→ What the exercise asks
Without the images, write out all of the following entries exactly.

──────── Dataset records ────────

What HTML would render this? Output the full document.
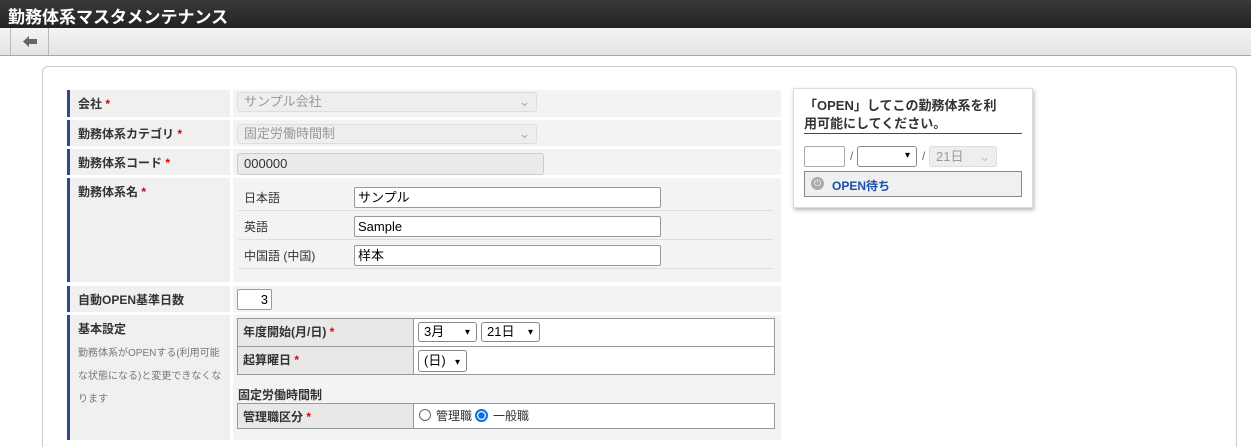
<!DOCTYPE html>
<html style="width:1251px;height:447px;overflow:hidden"><head><meta charset="utf-8"><style>
*{box-sizing:border-box;margin:0;padding:0}
body{width:1251px;height:447px;overflow:hidden;background:#fff;font-family:"Liberation Sans","Noto Sans CJK JP",sans-serif;font-size:12px;color:#333;position:relative}
.a{position:absolute}
.title{left:0;top:0;width:1251px;height:28px;background:linear-gradient(#3a3a3a,#222);color:#fff;font-size:17px;font-weight:bold;padding:3px 0 0 8px}
.tb{left:0;top:28px;width:1251px;height:28px;background:linear-gradient(#f4f4f4,#e4e4e4);border-bottom:1px solid #aaa}
.back{left:10px;top:28px;width:39px;height:27px;border-left:1px solid #bbb;border-right:1px solid #bbb}
.panel{left:42px;top:66px;width:1195px;height:381px;border:1px solid #ccc;border-bottom:none;border-radius:6px 6px 0 0;background:#fff}
.lab{background:#f0f0f0;border-left:3px solid #2c4a8c;font-weight:bold;font-size:12px;padding:5px 0 0 8px;color:#333;width:163px;left:67px}
.val{background:#f3f3f3;left:233px;width:548px}
.req{color:#d00}
.inp{background:#fff;border:1px solid #999;border-radius:2px;font-size:13px;padding:0 3px;color:#000;line-height:19px}
.dis{background:#eee;border:1px solid #ddd;border-radius:3px;color:#999;font-size:13px;padding:2px 6px}
.sel{background:#fff;border:1px solid #888;border-radius:3px;font-size:13px;padding:2px 5px;color:#000}
.chev{position:absolute;right:6px;top:3px;font-size:10px}
.box{border:1px solid #999}
</style></head><body>
<div class="a title">勤務体系マスタメンテナンス</div>
<div class="a tb"></div>
<div class="a back"><svg width="39" height="27"><path d="M12 13.5 L18 8 V11 H26 V16 H18 V19 Z" fill="#666"/></svg></div>
<div class="a panel"></div>

<div class="a lab" style="top:90px;height:27px">会社 <span class="req">*</span></div>
<div class="a val" style="top:90px;height:27px"></div>
<div class="a dis" style="left:237px;top:92px;width:300px;height:20px;font-size:13px;line-height:14px">サンプル会社<span style="position:absolute;right:6px;color:#aaa">⌄</span></div>

<div class="a lab" style="top:120px;height:26px">勤務体系カテゴリ <span class="req">*</span></div>
<div class="a val" style="top:120px;height:26px"></div>
<div class="a dis" style="left:237px;top:124px;width:300px;height:20px;line-height:14px">固定労働時間制<span style="position:absolute;right:6px;color:#aaa">⌄</span></div>

<div class="a lab" style="top:149px;height:26px">勤務体系コード <span class="req">*</span></div>
<div class="a val" style="top:149px;height:26px"></div>
<div class="a dis" style="left:237px;top:153px;width:307px;height:22px;color:#333;background:#eaeaea;border-color:#ccc;line-height:16px">000000</div>

<div class="a lab" style="top:178px;height:104px">勤務体系名 <span class="req">*</span></div>
<div class="a val" style="top:178px;height:104px"></div>
<div class="a" style="left:244px;top:189px;font-size:12px">日本語</div>
<div class="a" style="left:244px;top:218px">英語</div>
<div class="a" style="left:244px;top:247px">中国語 (中国)</div>
<div class="a" style="left:238px;top:210px;width:535px;border-top:1px solid #ddd"></div>
<div class="a" style="left:238px;top:239px;width:535px;border-top:1px solid #ddd"></div>
<div class="a" style="left:238px;top:268px;width:535px;border-top:1px solid #ddd"></div>
<div class="a inp" style="left:354px;top:187px;width:307px;height:21px">サンプル</div>
<div class="a inp" style="left:354px;top:216px;width:307px;height:21px">Sample</div>
<div class="a inp" style="left:354px;top:245px;width:307px;height:21px">样本</div>

<div class="a lab" style="top:286px;height:26px">自動OPEN基準日数</div>
<div class="a val" style="top:286px;height:26px"></div>
<div class="a inp" style="left:237px;top:289px;width:35px;height:21px;text-align:right">3</div>

<div class="a lab" style="top:315px;height:125px">基本設定
<div style="font-weight:normal;font-size:10px;color:#777;line-height:23px;margin-top:5px;width:150px">勤務体系がOPENする(利用可能な状態になる)と変更できなくなります</div></div>
<div class="a val" style="top:315px;height:125px"></div>
<div class="a box" style="left:237px;top:318px;width:538px;height:57px;background:#fff"></div>
<div class="a" style="left:238px;top:319px;width:176px;height:55px;background:#e8e8e8;border-right:1px solid #999"></div>
<div class="a" style="left:238px;top:346px;width:537px;border-top:1px solid #999"></div>
<div class="a" style="left:243px;top:323px;font-weight:bold">年度開始(月/日) <span class="req">*</span></div>
<div class="a" style="left:243px;top:351px;font-weight:bold">起算曜日 <span class="req">*</span></div>
<div class="a sel" style="left:418px;top:322px;width:59px;height:20px;line-height:14px">3月<span class="chev">▾</span></div>
<div class="a sel" style="left:481px;top:322px;width:59px;height:20px;line-height:14px">21日<span class="chev">▾</span></div>
<div class="a sel" style="left:418px;top:350px;width:49px;height:22px;line-height:16px">(日)<span class="chev" style="top:4px">▾</span></div>
<div class="a" style="left:238px;top:386px;font-weight:bold">固定労働時間制</div>
<div class="a box" style="left:237px;top:403px;width:538px;height:26px;background:#fff"></div>
<div class="a" style="left:238px;top:404px;width:176px;height:24px;background:#e8e8e8;border-right:1px solid #999"></div>
<div class="a" style="left:243px;top:408px;font-weight:bold">管理職区分 <span class="req">*</span></div>
<div class="a" style="left:419px;top:409px;width:12px;height:12px;border:1px solid #666;border-radius:50%"></div>
<div class="a" style="left:436px;top:407px">管理職</div>
<div class="a" style="left:475px;top:409px;width:13px;height:13px;border:2px solid #0a6fe0;border-radius:50%;background:radial-gradient(#0a6fe0 3px,#fff 3.5px)"></div>
<div class="a" style="left:493px;top:407px">一般職</div>

<div class="a" style="left:793px;top:88px;width:240px;height:120px;background:#fff;border:1px solid #ddd;box-shadow:1px 2px 4px rgba(0,0,0,.3)"></div>
<div class="a" style="left:804px;top:97px;width:218px;height:37px;border-bottom:1px solid #2c4a8c"></div>
<div class="a" style="left:804px;top:97px;width:218px;font-size:13px;font-weight:bold;line-height:18px">「OPEN」してこの勤務体系を利<br>用可能にしてください。</div>
<div class="a inp" style="left:804px;top:146px;width:41px;height:21px;border-color:#aaa"></div>
<div class="a" style="left:850px;top:149px;color:#666">/</div>
<div class="a sel" style="left:857px;top:146px;width:60px;height:21px"><span class="chev">▾</span></div>
<div class="a" style="left:922px;top:149px;color:#666">/</div>
<div class="a dis" style="left:929px;top:146px;width:68px;height:21px;line-height:15px">21日<span style="position:absolute;right:6px;color:#bbb">⌄</span></div>
<div class="a" style="left:804px;top:171px;width:218px;height:26px;border:1px solid #888;background:#f0f0f0"></div>
<div class="a" style="left:811px;top:177px;width:13px;height:13px;border-radius:50%;background:#aaa;color:#fff;font-size:9px;text-align:center;line-height:13px">⏻</div>
<div class="a" style="left:832px;top:177px;color:#1a4fb0;font-weight:bold">OPEN待ち</div>
</body></html>
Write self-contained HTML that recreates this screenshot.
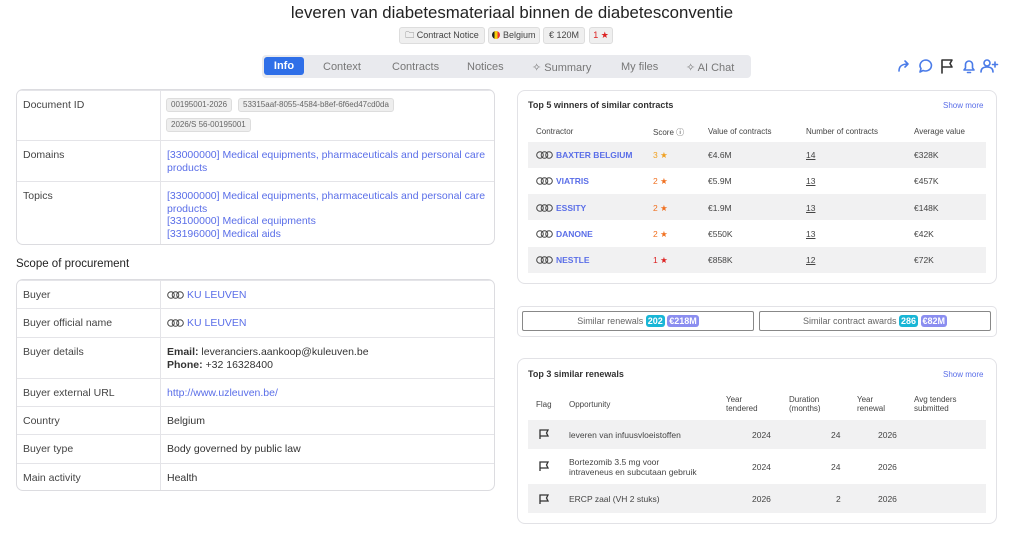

────────

→ The answer
What HTML would render this? Output the full document.
<!DOCTYPE html>
<html style="width:1251px;height:447px;overflow:hidden"><head><meta charset="utf-8"><style>
*{box-sizing:border-box;margin:0;padding:0}
body{width:1251px;height:447px;overflow:hidden;background:#fff;font-family:"Liberation Sans","Noto Sans CJK JP",sans-serif;font-size:12px;color:#333;position:relative}
.a{position:absolute}
.title{left:0;top:0;width:1251px;height:28px;background:linear-gradient(#3a3a3a,#222);color:#fff;font-size:17px;font-weight:bold;padding:3px 0 0 8px}
.tb{left:0;top:28px;width:1251px;height:28px;background:linear-gradient(#f4f4f4,#e4e4e4);border-bottom:1px solid #aaa}
.back{left:10px;top:28px;width:39px;height:27px;border-left:1px solid #bbb;border-right:1px solid #bbb}
.panel{left:42px;top:66px;width:1195px;height:381px;border:1px solid #ccc;border-bottom:none;border-radius:6px 6px 0 0;background:#fff}
.lab{background:#f0f0f0;border-left:3px solid #2c4a8c;font-weight:bold;font-size:12px;padding:5px 0 0 8px;color:#333;width:163px;left:67px}
.val{background:#f3f3f3;left:233px;width:548px}
.req{color:#d00}
.inp{background:#fff;border:1px solid #999;border-radius:2px;font-size:13px;padding:0 3px;color:#000;line-height:19px}
.dis{background:#eee;border:1px solid #ddd;border-radius:3px;color:#999;font-size:13px;padding:2px 6px}
.sel{background:#fff;border:1px solid #888;border-radius:3px;font-size:13px;padding:2px 5px;color:#000}
.chev{position:absolute;right:6px;top:3px;font-size:10px}
.box{border:1px solid #999}
</style></head><body>
<div class="a title">勤務体系マスタメンテナンス</div>
<div class="a tb"></div>
<div class="a back"><svg width="39" height="27"><path d="M12 13.5 L18 8 V11 H26 V16 H18 V19 Z" fill="#666"/></svg></div>
<div class="a panel"></div>

<div class="a lab" style="top:90px;height:27px">会社 <span class="req">*</span></div>
<div class="a val" style="top:90px;height:27px"></div>
<div class="a dis" style="left:237px;top:92px;width:300px;height:20px;font-size:13px;line-height:14px">サンプル会社<span style="position:absolute;right:6px;color:#aaa">⌄</span></div>

<div class="a lab" style="top:120px;height:26px">勤務体系カテゴリ <span class="req">*</span></div>
<div class="a val" style="top:120px;height:26px"></div>
<div class="a dis" style="left:237px;top:124px;width:300px;height:20px;line-height:14px">固定労働時間制<span style="position:absolute;right:6px;color:#aaa">⌄</span></div>

<div class="a lab" style="top:149px;height:26px">勤務体系コード <span class="req">*</span></div>
<div class="a val" style="top:149px;height:26px"></div>
<div class="a dis" style="left:237px;top:153px;width:307px;height:22px;color:#333;background:#eaeaea;border-color:#ccc;line-height:16px">000000</div>

<div class="a lab" style="top:178px;height:104px">勤務体系名 <span class="req">*</span></div>
<div class="a val" style="top:178px;height:104px"></div>
<div class="a" style="left:244px;top:189px;font-size:12px">日本語</div>
<div class="a" style="left:244px;top:218px">英語</div>
<div class="a" style="left:244px;top:247px">中国語 (中国)</div>
<div class="a" style="left:238px;top:210px;width:535px;border-top:1px solid #ddd"></div>
<div class="a" style="left:238px;top:239px;width:535px;border-top:1px solid #ddd"></div>
<div class="a" style="left:238px;top:268px;width:535px;border-top:1px solid #ddd"></div>
<div class="a inp" style="left:354px;top:187px;width:307px;height:21px">サンプル</div>
<div class="a inp" style="left:354px;top:216px;width:307px;height:21px">Sample</div>
<div class="a inp" style="left:354px;top:245px;width:307px;height:21px">样本</div>

<div class="a lab" style="top:286px;height:26px">自動OPEN基準日数</div>
<div class="a val" style="top:286px;height:26px"></div>
<div class="a inp" style="left:237px;top:289px;width:35px;height:21px;text-align:right">3</div>

<div class="a lab" style="top:315px;height:125px">基本設定
<div style="font-weight:normal;font-size:10px;color:#777;line-height:23px;margin-top:5px;width:150px">勤務体系がOPENする(利用可能な状態になる)と変更できなくなります</div></div>
<div class="a val" style="top:315px;height:125px"></div>
<div class="a box" style="left:237px;top:318px;width:538px;height:57px;background:#fff"></div>
<div class="a" style="left:238px;top:319px;width:176px;height:55px;background:#e8e8e8;border-right:1px solid #999"></div>
<div class="a" style="left:238px;top:346px;width:537px;border-top:1px solid #999"></div>
<div class="a" style="left:243px;top:323px;font-weight:bold">年度開始(月/日) <span class="req">*</span></div>
<div class="a" style="left:243px;top:351px;font-weight:bold">起算曜日 <span class="req">*</span></div>
<div class="a sel" style="left:418px;top:322px;width:59px;height:20px;line-height:14px">3月<span class="chev">▾</span></div>
<div class="a sel" style="left:481px;top:322px;width:59px;height:20px;line-height:14px">21日<span class="chev">▾</span></div>
<div class="a sel" style="left:418px;top:350px;width:49px;height:22px;line-height:16px">(日)<span class="chev" style="top:4px">▾</span></div>
<div class="a" style="left:238px;top:386px;font-weight:bold">固定労働時間制</div>
<div class="a box" style="left:237px;top:403px;width:538px;height:26px;background:#fff"></div>
<div class="a" style="left:238px;top:404px;width:176px;height:24px;background:#e8e8e8;border-right:1px solid #999"></div>
<div class="a" style="left:243px;top:408px;font-weight:bold">管理職区分 <span class="req">*</span></div>
<div class="a" style="left:419px;top:409px;width:12px;height:12px;border:1px solid #666;border-radius:50%"></div>
<div class="a" style="left:436px;top:407px">管理職</div>
<div class="a" style="left:475px;top:409px;width:13px;height:13px;border:2px solid #0a6fe0;border-radius:50%;background:radial-gradient(#0a6fe0 3px,#fff 3.5px)"></div>
<div class="a" style="left:493px;top:407px">一般職</div>

<div class="a" style="left:793px;top:88px;width:240px;height:120px;background:#fff;border:1px solid #ddd;box-shadow:1px 2px 4px rgba(0,0,0,.3)"></div>
<div class="a" style="left:804px;top:97px;width:218px;height:37px;border-bottom:1px solid #2c4a8c"></div>
<div class="a" style="left:804px;top:97px;width:218px;font-size:13px;font-weight:bold;line-height:18px">「OPEN」してこの勤務体系を利<br>用可能にしてください。</div>
<div class="a inp" style="left:804px;top:146px;width:41px;height:21px;border-color:#aaa"></div>
<div class="a" style="left:850px;top:149px;color:#666">/</div>
<div class="a sel" style="left:857px;top:146px;width:60px;height:21px"><span class="chev">▾</span></div>
<div class="a" style="left:922px;top:149px;color:#666">/</div>
<div class="a dis" style="left:929px;top:146px;width:68px;height:21px;line-height:15px">21日<span style="position:absolute;right:6px;color:#bbb">⌄</span></div>
<div class="a" style="left:804px;top:171px;width:218px;height:26px;border:1px solid #888;background:#f0f0f0"></div>
<div class="a" style="left:811px;top:177px;width:13px;height:13px;border-radius:50%;background:#aaa;color:#fff;font-size:9px;text-align:center;line-height:13px">⏻</div>
<div class="a" style="left:832px;top:177px;color:#1a4fb0;font-weight:bold">OPEN待ち</div>
</body></html>
Write self-contained HTML that recreates this screenshot.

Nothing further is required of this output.